Con il decreto Sicurezza si è fatto un ulteriore passo verso la restrizione delle libertà civili, dalla dotazione di bodycam per le forze di polizia, senza l’introduzione dei codici identificativi alfanumerici, alla punibilità dei blocchi stradali con un mese di carcere e una multa fino a 300 euro, una pena che si alza da sei mesi fino a due anni qualora siano più persone a bloccare la strada. Si prevede l’estensione del cosiddetto DASPO urbano a coloro che risultino denunciati o condannati, anche con sentenza non definitiva, nel corso dei cinque anni precedenti e l’introduzione del reato di rivolta in carcere nei Cpr e negli hotspot, che punirà anche chi resiste passivamente.

“La narrazione tossica che dipinge le proteste come una minaccia alla sicurezza serve solo a giustificare misure sempre più repressive”, afferma Laura Renzi. “È in corso una pericolosa normalizzazione della criminalizzazione del dissenso che riguarda tutti: dai lavoratori in sciopero, agli studenti, agli attivisti per il clima o i diritti sociali.”

La risposta della società civile non si è fatta attendere. Dalla mobilitazione nei territori alle interlocuzioni con il Parlamento europeo, passando per la proposta di un Osservatorio europeo sull’Italia.

Dalla discussione del Consiglio nazionale del CNCA emergono anche proposte concrete: abbiamo bisogno di un nuovo “soccorso legale”, di reti giuridiche e solidali per chi rischia processi e sanzioni. E abbiamo bisogno di raccontare esperienze positive e concrete di gestione sicura e responsabile delle manifestazioni, che contrastino la retorica della repressione.

Il diritto di protesta è alla base di ogni conquista sociale. Senza il coraggio delle persone che sono scese in piazza nel passato, molti dei diritti oggi considerati acquisiti non esisterebbero.

Fino a maggio c’è tempo per agire. Il decreto Sicurezza non è ancora legge definitiva: manca la firma del presidente della Repubblica. Amnesty International Italia invita tutta la società civile, i media, i movimenti e i singoli cittadini ad alzare la voce, a difendere con forza il diritto alla protesta pacifica.

Perché il diritto di protesta è un diritto fondamentale.

Stefano Trovato, vicepresidente del CNCA, che sta seguendo per la federazione la Rete No DDL Sicurezza – A pieno regime, ha sottolineato che “Il diritto di protesta non si difende da soli. Si difende insieme, con una presenza concreta e costante. Serve una rete larga, fatta di corpi, di parole e di pratiche. Dobbiamo presidiare i luoghi scomodi e ricostruire fiducia proprio dove oggi crescono sfiducia e rassegnazione.”
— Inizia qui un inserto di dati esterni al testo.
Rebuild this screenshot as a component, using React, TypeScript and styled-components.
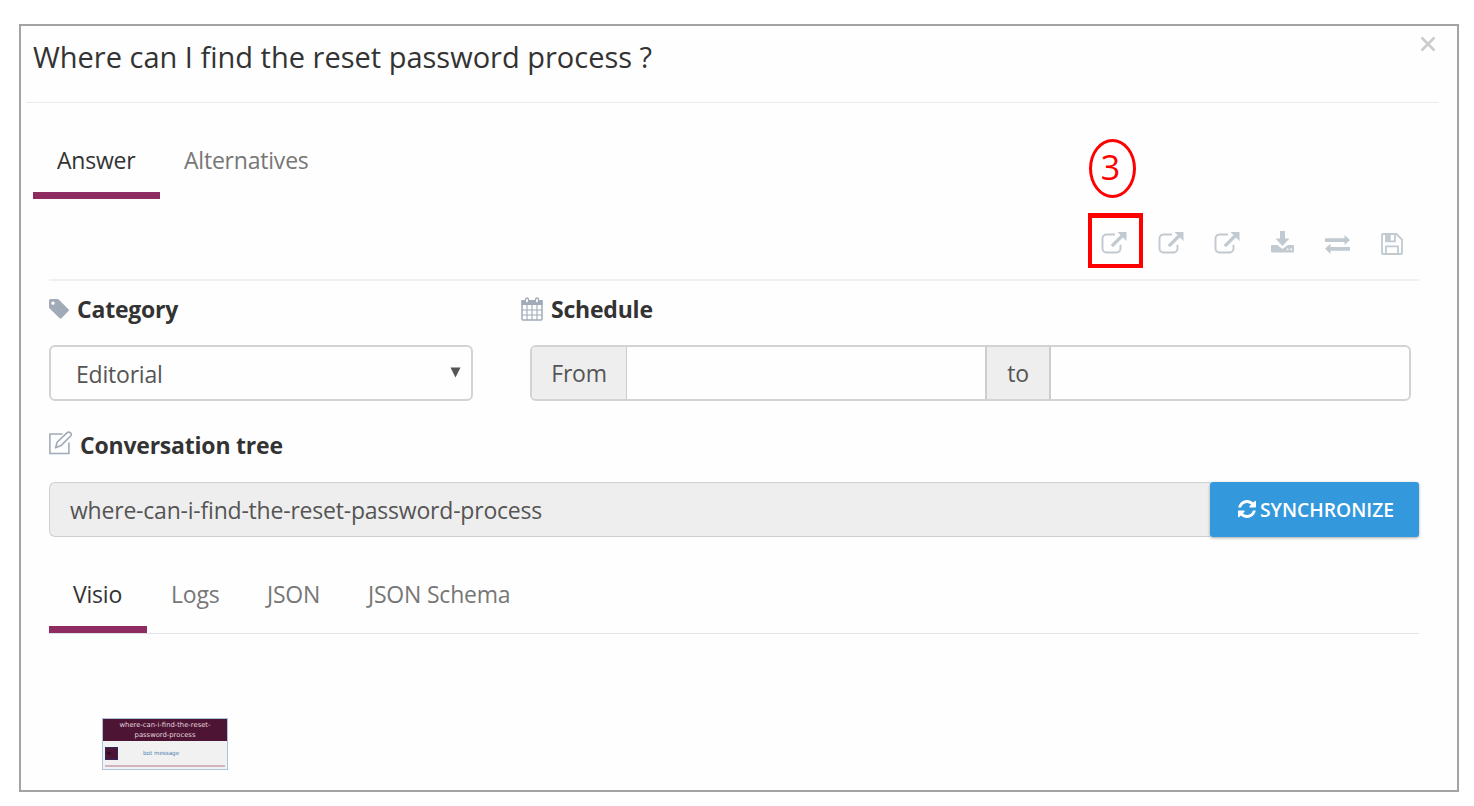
import React from "react";
import styled, { createGlobalStyle } from "styled-components";

const GlobalStyle = createGlobalStyle`
  *, *::before, *::after { box-sizing: border-box; }
  body { margin: 0; background: #fff; font-family: "Open Sans", sans-serif; color: #555; }
`;

const Page = styled.main`
  height: 806px;
  padding: 24px 15px 14px 19px;
  overflow: hidden;
`;

const Dialog = styled.section`
  height: 768px;
  border: 2px solid #a3a3a3;
  background: #fefefe;
`;

const Header = styled.header`
  display: flex;
  justify-content: space-between;
  align-items: flex-start;
  height: 77px;
  margin: 0 18px 0 5px;
  padding: 10px 3px 0 7px;
  border-bottom: 1px solid #ebebeb;
`;

const Title = styled.h1`
  margin: 0;
  font-size: 29px;
  font-weight: 400;
  line-height: 42px;
  color: #333;
  white-space: nowrap;
`;

const CloseButton = styled.button`
  display: flex;
  padding: 0;
  border: 0;
  background: none;
`;

const Body = styled.div`
  padding: 0 38px 0 28px;
  font-size: 23px;
  letter-spacing: -0.21px;
`;

const TabList = styled.nav<{ $main?: boolean }>`
  display: flex;
  align-items: flex-end;
  height: ${(p) => (p.$main ? "96px" : "97px")};
  margin-left: ${(p) => (p.$main ? "-16px" : "0")};
  border-bottom: ${(p) => (p.$main ? "0" : "1px solid #dfe4e9")};
  line-height: ${(p) => (p.$main ? "45px" : "44px")};
`;

const Tab = styled.a<{ $active?: boolean; $width: number }>`
  width: ${(p) => p.$width}px;
  height: 61px;
  padding-left: 24px;
  border-bottom: 7px solid ${(p) => (p.$active ? "#8e2c61" : "transparent")};
  white-space: nowrap;
  color: ${(p) => (p.$active ? "#333" : "#777")};
`;

const Toolbar = styled.div`
  display: flex;
  align-items: flex-start;
  height: 82px;
  padding: 14px 0 0 1039px;
  border-bottom: 2px solid #f0f0f0;
  color: #c1cad0;
`;

const Tool = styled.button<{ $width: number; $top?: number }>`
  display: flex;
  align-items: center;
  justify-content: center;
  flex: none;
  width: ${(p) => p.$width}px;
  height: 55px;
  padding: ${(p) => p.$top ?? 4}px 1px 0 0;
  border: 0;
  background: none;
  color: inherit;
`;

const Highlighted = styled(Tool)`
  position: relative;
  padding-right: 3px;
  border: solid #fe0000;
  border-width: 5px 4px 4px;
`;

const StepBadge = styled.span`
  position: absolute;
  left: -3px;
  top: -79px;
  width: 47px;
  height: 59px;
  padding-right: 4px;
  border: 3px solid #fe0000;
  border-radius: 50%;
  font: 500 34px/51px "Open Sans", sans-serif;
  text-align: center;
  color: #fe0000;
`;

const FieldRow = styled.div`
  display: flex;
`;

const Field = styled.div<{ $width: number }>`
  width: ${(p) => p.$width}px;
`;

const Label = styled.div`
  display: flex;
  align-items: center;
  gap: 8px;
  height: 64px;
  padding-bottom: 8px;
  font-weight: 700;
  line-height: 32px;
  color: #333;
  white-space: nowrap;
  svg { flex: none; }
`;

const TreeLabel = styled(Label)`
  gap: 7px;
  height: 81px;
  padding: 6px 0 0;
  svg { margin-bottom: 3px; }
`;

const Select = styled.div`
  display: flex;
  align-items: center;
  justify-content: space-between;
  width: 424px;
  height: 56px;
  padding: 2px 10px 0 25px;
  border: 2px solid #d3d3d3;
  border-radius: 6px;
  svg { margin-bottom: 4px; }
`;

const InputGroup = styled.div`
  display: flex;
  width: 881px;
  height: 56px;
  margin-left: 9px;
  border: 2px solid #d3d3d3;
  border-radius: 6px;
  overflow: hidden;
`;

const Addon = styled.span<{ $width: number; $between?: boolean }>`
  display: flex;
  align-items: center;
  justify-content: center;
  width: ${(p) => p.$width}px;
  border: solid #cdcdcd;
  border-width: ${(p) => (p.$between ? "0 2px" : "0 1px 0 0")};
  background: #eee;
`;

const Input = styled.input`
  flex: 1;
  min-width: 0;
  padding: 0 20px;
  border: 0;
  background: transparent;
`;

const SyncRow = styled.div`
  display: flex;
  height: 55px;
`;

const TreeName = styled.div`
  flex: 1;
  padding-left: 20px;
  border: solid #cfcfcf;
  border-width: 1px 0 1px 1px;
  border-radius: 6px 0 0 6px;
  background: #eee;
  line-height: 54px;
`;

const SyncButton = styled.button`
  display: flex;
  align-items: center;
  justify-content: center;
  gap: 4px;
  width: 209px;
  padding: 0 0 1px 3px;
  border: 0;
  border-radius: 3px;
  background: #3498dc;
  box-shadow: 0 1px 3px rgba(0, 0, 0, 0.35);
  font: 600 19.3px "Open Sans", sans-serif;
  color: #fff;
`;

const Diagram = styled.div`
  padding: 84px 0 0 53px;
  letter-spacing: 0;
`;

const Node = styled.div`
  width: 126px;
  height: 52px;
  border: 1px solid #a9c4dc;
  background: #f1f1f1;
  font-family: "DejaVu Sans", sans-serif;
`;

const NodeTitle = styled.div`
  height: 22px;
  padding-top: 1px;
  background: #4d1434;
  color: #e4d5de;
  font-size: 6.8px;
  line-height: 10px;
  text-align: center;
`;

const NodeRow = styled.div`
  display: flex;
  align-items: center;
  height: 26px;
  margin: 0 2px;
  border-bottom: 2px solid #d2b4c1;
  font-size: 5.6px;
  color: #4d80b0;
`;

const NodeIcon = styled.span`
  width: 13px;
  height: 13px;
  margin-right: 25px;
  border: 1px solid #33265a;
  background: #4d1434;
  color: #1c0613;
  font-size: 6px;
  line-height: 10px;
`;

const ExternalIcon = () => (
  <svg width="26" height="24" viewBox="0 0 26 24" fill="none">
    <path d="M14 3.500H5.500a4 4 0 0 0-4 4v10a4 4 0 0 0 4 4h10a4 4 0 0 0 4-4v-3.800" stroke="currentColor" strokeWidth="1.900" />
    <path d="M10.800 15.200 21 5" stroke="currentColor" strokeWidth="3.200" />
    <path d="M16.500 1h9v9z" fill="currentColor" />
  </svg>
);

const DownloadIcon = () => (
  <svg width="23" height="22" viewBox="0 0 23 22" fill="currentColor">
    <path d="M9 0h5v7.500h4.500L11.500 15 4.500 7.500H9z" />
    <path fillRule="evenodd" d="M1 14h5.200l5.300 4 5.300-4H22a1 1 0 0 1 1 1v5.500a1 1 0 0 1-1 1H1a1 1 0 0 1-1-1V15a1 1 0 0 1 1-1zm14.800 3.500v1.700h1.700v-1.700zm3.600 0v1.700h1.700v-1.700z" />
  </svg>
);

const ExchangeIcon = () => (
  <svg width="25" height="19" viewBox="0 0 25 19" fill="currentColor">
    <path d="M0 3.300h19.500V0l5.500 5.100-5.500 5V7H0zM25 12H5.500V8.800L0 13.800l5.500 5.100v-3.200H25z" />
  </svg>
);

const SaveIcon = () => (
  <svg width="22" height="22" viewBox="0 0 22 22" fill="none" stroke="currentColor">
    <path d="M2 1h13.500L21 6.500V20a1 1 0 0 1-1 1H2a1 1 0 0 1-1-1V2a1 1 0 0 1 1-1z" strokeWidth="1.800" />
    <path d="M5 21v-7.600h12V21M5 1v7.400h9V1" strokeWidth="1.800" />
    <path d="M5 1h4.700v7.400H5z" fill="currentColor" stroke="none" />
  </svg>
);

const TagIcon = () => (
  <svg width="20" height="20" viewBox="0 0 20 20" fill="#a0abb7">
    <path fillRule="evenodd" d="M1.500 0H8q1.300 0 2.200.9l9.300 9.300q.9.900 0 1.800l-7 7.300q-.9.900-1.800 0L.9 9.800Q0 8.900 0 8V1.500Q0 0 1.500 0zM4 2.400a1.700 1.700 0 1 0 .01 0z" />
  </svg>
);

const CalendarIcon = () => (
  <svg width="22" height="24" viewBox="0 0 22 24" fill="none" stroke="#a0abb7">
    <path d="M1 4h20v18a1 1 0 0 1-1 1H2a1 1 0 0 1-1-1z" strokeWidth="1.500" />
    <path d="M.5 4.500Q.5 3 2 3h18q1.500 0 1.500 1.500V8H.5z" fill="#a0abb7" stroke="none" />
    <path d="M1 13h20M1 18h20M6 8v15M11 8v15M16 8v15" strokeWidth="1.100" />
    <path d="M4.500 2.500a1.500 1.500 0 0 1 3 0v3.300h-3zM14.500 2.500a1.500 1.500 0 0 1 3 0v3.300h-3z" fill="#fff" strokeWidth="1.300" />
  </svg>
);

const EditIcon = () => (
  <svg width="24" height="24" viewBox="0 0 24 24" fill="none" stroke="#a0abb7" strokeWidth="1.600" strokeLinejoin="round">
    <path d="M13.500 3H.9v19.500h19V11.500" />
    <path d="M6.500 16.800 8.300 11 18.200 1.700q1.500-1.300 3.300.1 1.700 1.500.1 3.200L12 14.600z" />
  </svg>
);

const RefreshIcon = () => (
  <svg width="18" height="18" viewBox="0 0 1536 1536" fill="currentColor">
    <path d="M1511 928q0 5-1 7-64 268-268 434.500t-478 166.500q-146 0-282.500-55t-243.500-157l-129 129q-19 19-45 19t-45-19-19-45v-448q0-26 19-45t45-19h448q26 0 45 19t19 45-19 45l-137 137q71 66 161 102t187 36q134 0 250-65t186-179q11-17 53-117 8-23 30-23h192q13 0 22.500 9.500t9.500 22.500zm25-800v448q0 26-19 45t-45 19h-448q-26 0-45-19t-19-45 19-45l138-138q-148-137-349-137-134 0-250 65t-186 179q-11 17-53 117-8 23-30 23h-199q-13 0-22.500-9.500t-9.500-22.500v-7q65-268 270-434.500t480-166.500q146 0 284 55.500t245 156.500l130-129q19-19 45-19t45 19 19 45z" />
  </svg>
);

export default function App() {
  return (
    <Page>
      <GlobalStyle />
      <Dialog>
        <Header>
          <Title>Where can I find the reset password process ?</Title>
          <CloseButton aria-label="Close">
            <svg width="16" height="16" viewBox="0 0 16 16" fill="none" stroke="#cccccc" strokeWidth="2.600">
              <path d="m1.500 1.500 13 13M14.500 1.500l-13 13" />
            </svg>
          </CloseButton>
        </Header>
        <Body>
          <TabList $main>
            <Tab $active $width={127}>Answer</Tab>
            <Tab $width={172}>Alternatives</Tab>
          </TabList>
          <Toolbar>
            <Highlighted $width={55} $top={3} aria-label="Open">
              <ExternalIcon />
              <StepBadge>3</StepBadge>
            </Highlighted>
            <Tool $width={56} aria-label="Open"><ExternalIcon /></Tool>
            <Tool $width={56} aria-label="Open"><ExternalIcon /></Tool>
            <Tool $width={55} $top={3} aria-label="Download"><DownloadIcon /></Tool>
            <Tool $width={56} $top={8} aria-label="Exchange"><ExchangeIcon /></Tool>
            <Tool $width={53} $top={7} aria-label="Save"><SaveIcon /></Tool>
          </Toolbar>
          <FieldRow>
            <Field $width={472}>
              <Label><TagIcon />Category</Label>
              <Select>
                Editorial
                <svg width="11" height="11" viewBox="0 0 11 11" fill="#555"><path d="M.5.5h10l-5 10z" /></svg>
              </Select>
            </Field>
            <Field $width={890}>
              <Label><CalendarIcon />Schedule</Label>
              <InputGroup>
                <Addon $width={95}>From</Addon>
                <Input aria-label="From" />
                <Addon $width={66} $between>to</Addon>
                <Input aria-label="To" />
              </InputGroup>
            </Field>
          </FieldRow>
          <TreeLabel><EditIcon />Conversation tree</TreeLabel>
          <SyncRow>
            <TreeName>where-can-i-find-the-reset-password-process</TreeName>
            <SyncButton><RefreshIcon />SYNCHRONIZE</SyncButton>
          </SyncRow>
          <TabList>
            <Tab $active $width={98}>Visio</Tab>
            <Tab $width={96}>Logs</Tab>
            <Tab $width={101}>JSON</Tab>
            <Tab $width={190}>JSON Schema</Tab>
          </TabList>
          <Diagram>
            <Node>
              <NodeTitle>where-can-i-find-the-reset-<br />password-process</NodeTitle>
              <NodeRow><NodeIcon>➔</NodeIcon>bot message</NodeRow>
            </Node>
          </Diagram>
        </Body>
      </Dialog>
    </Page>
  );
}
Caterina Pozzi, presidente del CNCA, ha espresso forte preoccupazione per la deriva repressiva in atto e ha ribadito l’urgenza di una mobilitazione radicata nelle comunità locali: “Non possiamo limitarci alla denuncia dall’alto o al dibattito nei convegni. Dobbiamo tornare sui territori, nei quartieri, nelle scuole, nelle piazze. È lì che si costruiscono relazioni, che si difendono i diritti. Se abbandoniamo quei luoghi, lasciamo spazio solo alla paura e alla semplificazione. Dobbiamo continuare a stare sui territori, ricostruire legami e presidiare i diritti.”

Le parole della presidente Pozzi richiamano con forza alla responsabilità collettiva e all’importanza di un attivismo diffuso e radicato, in grado di parlare non solo agli attivisti, ma anche a chi oggi si sente escluso o distante dalle mobilitazioni civili.